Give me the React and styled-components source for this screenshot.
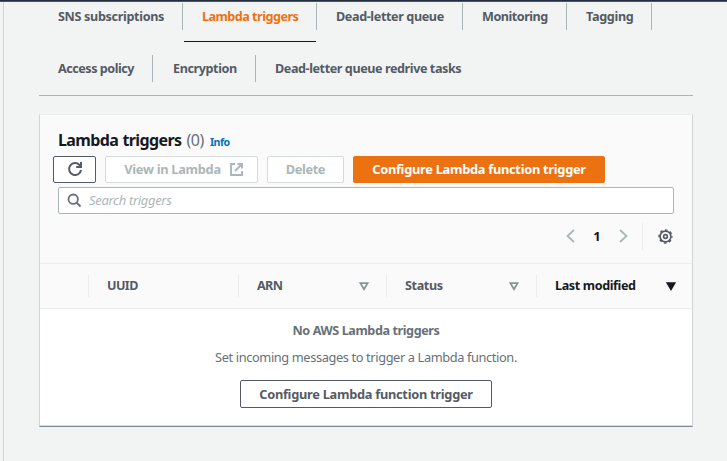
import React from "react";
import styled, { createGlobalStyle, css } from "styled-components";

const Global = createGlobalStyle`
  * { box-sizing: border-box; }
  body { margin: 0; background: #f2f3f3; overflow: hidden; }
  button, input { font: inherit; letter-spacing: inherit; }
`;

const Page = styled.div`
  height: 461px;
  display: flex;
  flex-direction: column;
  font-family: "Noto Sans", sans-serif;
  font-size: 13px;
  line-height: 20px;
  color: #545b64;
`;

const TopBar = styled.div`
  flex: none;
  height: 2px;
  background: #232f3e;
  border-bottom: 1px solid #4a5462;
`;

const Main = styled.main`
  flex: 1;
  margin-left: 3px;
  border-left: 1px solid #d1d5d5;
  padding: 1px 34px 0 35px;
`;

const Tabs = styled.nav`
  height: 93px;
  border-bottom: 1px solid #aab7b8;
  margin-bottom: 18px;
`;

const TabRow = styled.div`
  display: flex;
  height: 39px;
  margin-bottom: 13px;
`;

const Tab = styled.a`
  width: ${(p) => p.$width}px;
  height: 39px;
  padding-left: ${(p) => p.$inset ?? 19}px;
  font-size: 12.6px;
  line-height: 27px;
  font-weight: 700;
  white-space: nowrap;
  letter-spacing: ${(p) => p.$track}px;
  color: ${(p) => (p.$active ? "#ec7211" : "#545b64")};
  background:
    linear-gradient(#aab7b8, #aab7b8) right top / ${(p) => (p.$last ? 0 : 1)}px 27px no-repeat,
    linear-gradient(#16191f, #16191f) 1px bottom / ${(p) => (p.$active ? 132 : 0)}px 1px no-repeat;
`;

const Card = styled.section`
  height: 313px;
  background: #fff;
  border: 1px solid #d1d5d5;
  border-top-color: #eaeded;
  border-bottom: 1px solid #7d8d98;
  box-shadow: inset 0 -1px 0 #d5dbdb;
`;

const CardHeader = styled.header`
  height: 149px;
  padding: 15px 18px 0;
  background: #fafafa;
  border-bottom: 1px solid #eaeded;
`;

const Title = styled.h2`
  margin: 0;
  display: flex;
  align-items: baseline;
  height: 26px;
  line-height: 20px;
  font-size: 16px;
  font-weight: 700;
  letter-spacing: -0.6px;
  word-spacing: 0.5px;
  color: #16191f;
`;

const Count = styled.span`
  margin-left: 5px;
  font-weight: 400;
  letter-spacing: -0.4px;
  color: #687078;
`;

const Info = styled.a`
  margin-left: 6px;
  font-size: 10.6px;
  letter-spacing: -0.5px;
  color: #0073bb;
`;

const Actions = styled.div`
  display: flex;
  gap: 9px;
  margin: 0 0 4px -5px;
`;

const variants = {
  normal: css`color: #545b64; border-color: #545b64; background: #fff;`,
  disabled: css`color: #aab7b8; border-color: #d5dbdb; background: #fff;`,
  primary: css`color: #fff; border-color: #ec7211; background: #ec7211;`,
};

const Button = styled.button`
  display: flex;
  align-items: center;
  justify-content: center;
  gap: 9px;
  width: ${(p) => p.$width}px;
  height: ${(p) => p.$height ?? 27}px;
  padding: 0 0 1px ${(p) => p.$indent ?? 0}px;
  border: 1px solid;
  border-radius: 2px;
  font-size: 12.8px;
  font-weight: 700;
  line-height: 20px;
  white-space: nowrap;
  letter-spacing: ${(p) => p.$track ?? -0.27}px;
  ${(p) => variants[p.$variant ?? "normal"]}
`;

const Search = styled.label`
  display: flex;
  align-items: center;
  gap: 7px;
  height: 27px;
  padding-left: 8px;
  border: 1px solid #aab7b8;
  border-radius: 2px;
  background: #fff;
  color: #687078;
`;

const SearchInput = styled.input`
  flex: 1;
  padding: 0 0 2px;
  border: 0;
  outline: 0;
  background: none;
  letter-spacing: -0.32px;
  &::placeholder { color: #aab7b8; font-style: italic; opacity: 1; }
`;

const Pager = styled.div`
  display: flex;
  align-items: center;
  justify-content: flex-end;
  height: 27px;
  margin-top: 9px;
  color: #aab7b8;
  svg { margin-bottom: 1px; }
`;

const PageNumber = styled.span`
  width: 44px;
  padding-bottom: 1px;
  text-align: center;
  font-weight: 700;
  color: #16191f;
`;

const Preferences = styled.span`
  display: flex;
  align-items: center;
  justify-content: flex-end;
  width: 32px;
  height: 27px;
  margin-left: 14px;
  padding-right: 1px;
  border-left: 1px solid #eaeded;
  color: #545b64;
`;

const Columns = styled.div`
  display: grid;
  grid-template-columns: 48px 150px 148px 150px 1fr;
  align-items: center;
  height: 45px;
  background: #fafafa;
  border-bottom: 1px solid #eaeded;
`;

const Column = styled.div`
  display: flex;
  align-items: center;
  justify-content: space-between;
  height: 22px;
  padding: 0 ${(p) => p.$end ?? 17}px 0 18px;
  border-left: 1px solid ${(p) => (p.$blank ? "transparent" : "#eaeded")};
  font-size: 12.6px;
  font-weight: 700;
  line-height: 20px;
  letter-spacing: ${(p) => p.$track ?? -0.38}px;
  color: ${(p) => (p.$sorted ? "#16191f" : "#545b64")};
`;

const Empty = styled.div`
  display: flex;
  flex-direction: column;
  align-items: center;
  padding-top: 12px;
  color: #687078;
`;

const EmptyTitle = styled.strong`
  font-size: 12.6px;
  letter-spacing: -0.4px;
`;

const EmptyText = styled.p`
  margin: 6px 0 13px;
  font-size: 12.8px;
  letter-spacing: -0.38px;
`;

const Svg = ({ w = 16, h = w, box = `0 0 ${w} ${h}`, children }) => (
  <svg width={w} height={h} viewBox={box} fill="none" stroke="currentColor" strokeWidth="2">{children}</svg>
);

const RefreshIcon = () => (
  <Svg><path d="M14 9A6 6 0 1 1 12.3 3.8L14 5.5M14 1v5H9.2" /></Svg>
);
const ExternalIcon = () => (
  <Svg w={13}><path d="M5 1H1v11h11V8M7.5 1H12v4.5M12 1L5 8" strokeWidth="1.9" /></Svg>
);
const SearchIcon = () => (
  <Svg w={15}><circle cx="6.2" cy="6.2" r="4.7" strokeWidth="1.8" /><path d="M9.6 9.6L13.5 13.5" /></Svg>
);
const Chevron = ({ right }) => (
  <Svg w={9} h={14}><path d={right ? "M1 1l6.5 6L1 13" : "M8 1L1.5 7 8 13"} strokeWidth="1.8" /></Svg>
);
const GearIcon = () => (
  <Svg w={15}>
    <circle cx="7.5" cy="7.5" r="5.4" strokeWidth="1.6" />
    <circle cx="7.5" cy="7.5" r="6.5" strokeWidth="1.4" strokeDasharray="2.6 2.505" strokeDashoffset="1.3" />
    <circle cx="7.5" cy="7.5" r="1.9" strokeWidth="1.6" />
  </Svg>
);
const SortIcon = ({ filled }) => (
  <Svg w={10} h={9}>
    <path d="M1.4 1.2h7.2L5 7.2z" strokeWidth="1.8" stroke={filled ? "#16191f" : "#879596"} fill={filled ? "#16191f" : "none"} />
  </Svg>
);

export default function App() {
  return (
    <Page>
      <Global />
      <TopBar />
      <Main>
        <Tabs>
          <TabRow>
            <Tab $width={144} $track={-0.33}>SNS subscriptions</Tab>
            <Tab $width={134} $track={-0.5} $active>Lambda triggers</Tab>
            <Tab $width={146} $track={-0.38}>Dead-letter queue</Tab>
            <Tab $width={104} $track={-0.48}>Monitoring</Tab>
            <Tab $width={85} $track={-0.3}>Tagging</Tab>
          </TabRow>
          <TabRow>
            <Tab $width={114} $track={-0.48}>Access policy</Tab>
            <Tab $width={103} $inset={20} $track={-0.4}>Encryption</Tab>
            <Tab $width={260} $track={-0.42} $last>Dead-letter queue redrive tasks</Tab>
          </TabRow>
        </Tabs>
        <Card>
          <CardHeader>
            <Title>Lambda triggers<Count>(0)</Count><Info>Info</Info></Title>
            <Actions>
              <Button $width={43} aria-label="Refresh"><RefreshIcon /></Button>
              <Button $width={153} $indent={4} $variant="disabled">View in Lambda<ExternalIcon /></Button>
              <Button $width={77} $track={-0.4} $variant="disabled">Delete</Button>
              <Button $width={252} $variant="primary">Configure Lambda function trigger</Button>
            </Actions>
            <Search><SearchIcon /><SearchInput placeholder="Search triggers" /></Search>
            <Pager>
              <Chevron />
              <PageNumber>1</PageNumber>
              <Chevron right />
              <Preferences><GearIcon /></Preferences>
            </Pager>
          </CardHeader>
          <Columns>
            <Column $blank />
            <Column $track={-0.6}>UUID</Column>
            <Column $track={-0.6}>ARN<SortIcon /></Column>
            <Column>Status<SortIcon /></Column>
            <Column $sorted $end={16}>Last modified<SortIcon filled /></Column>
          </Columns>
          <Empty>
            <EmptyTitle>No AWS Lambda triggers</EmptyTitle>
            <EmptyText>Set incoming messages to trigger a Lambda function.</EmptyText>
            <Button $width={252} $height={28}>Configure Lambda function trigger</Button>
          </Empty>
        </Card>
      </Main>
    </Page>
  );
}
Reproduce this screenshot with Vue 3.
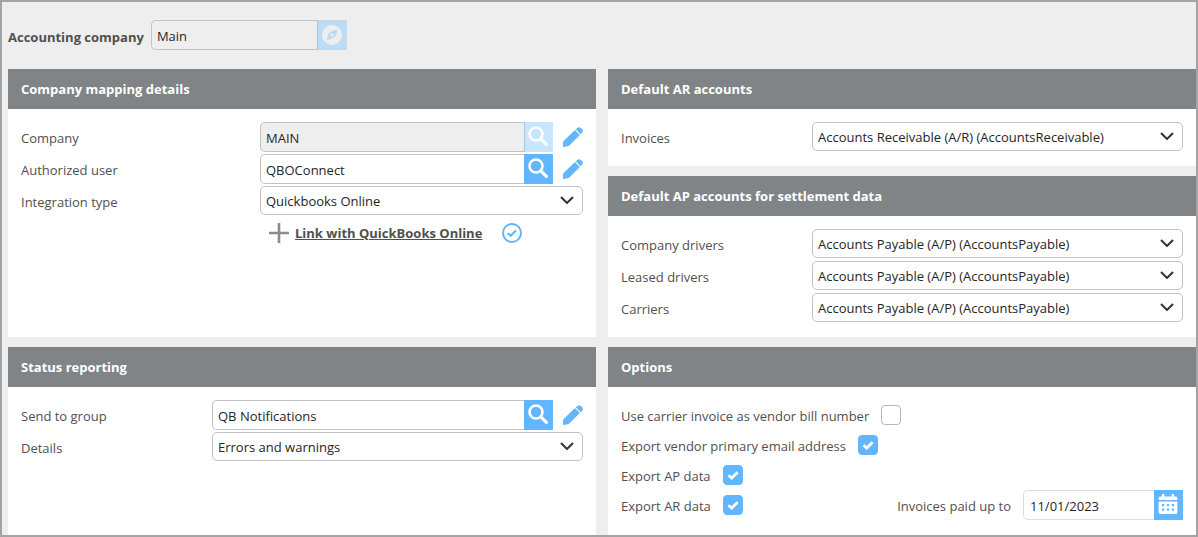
------------------------------------------------------------------------
Directive
From the listing, copy every line where the string "screenshot" appears.

Result of this task
Give me the React and styled-components source for this screenshot.
Reproduce this screenshot with Vue 3.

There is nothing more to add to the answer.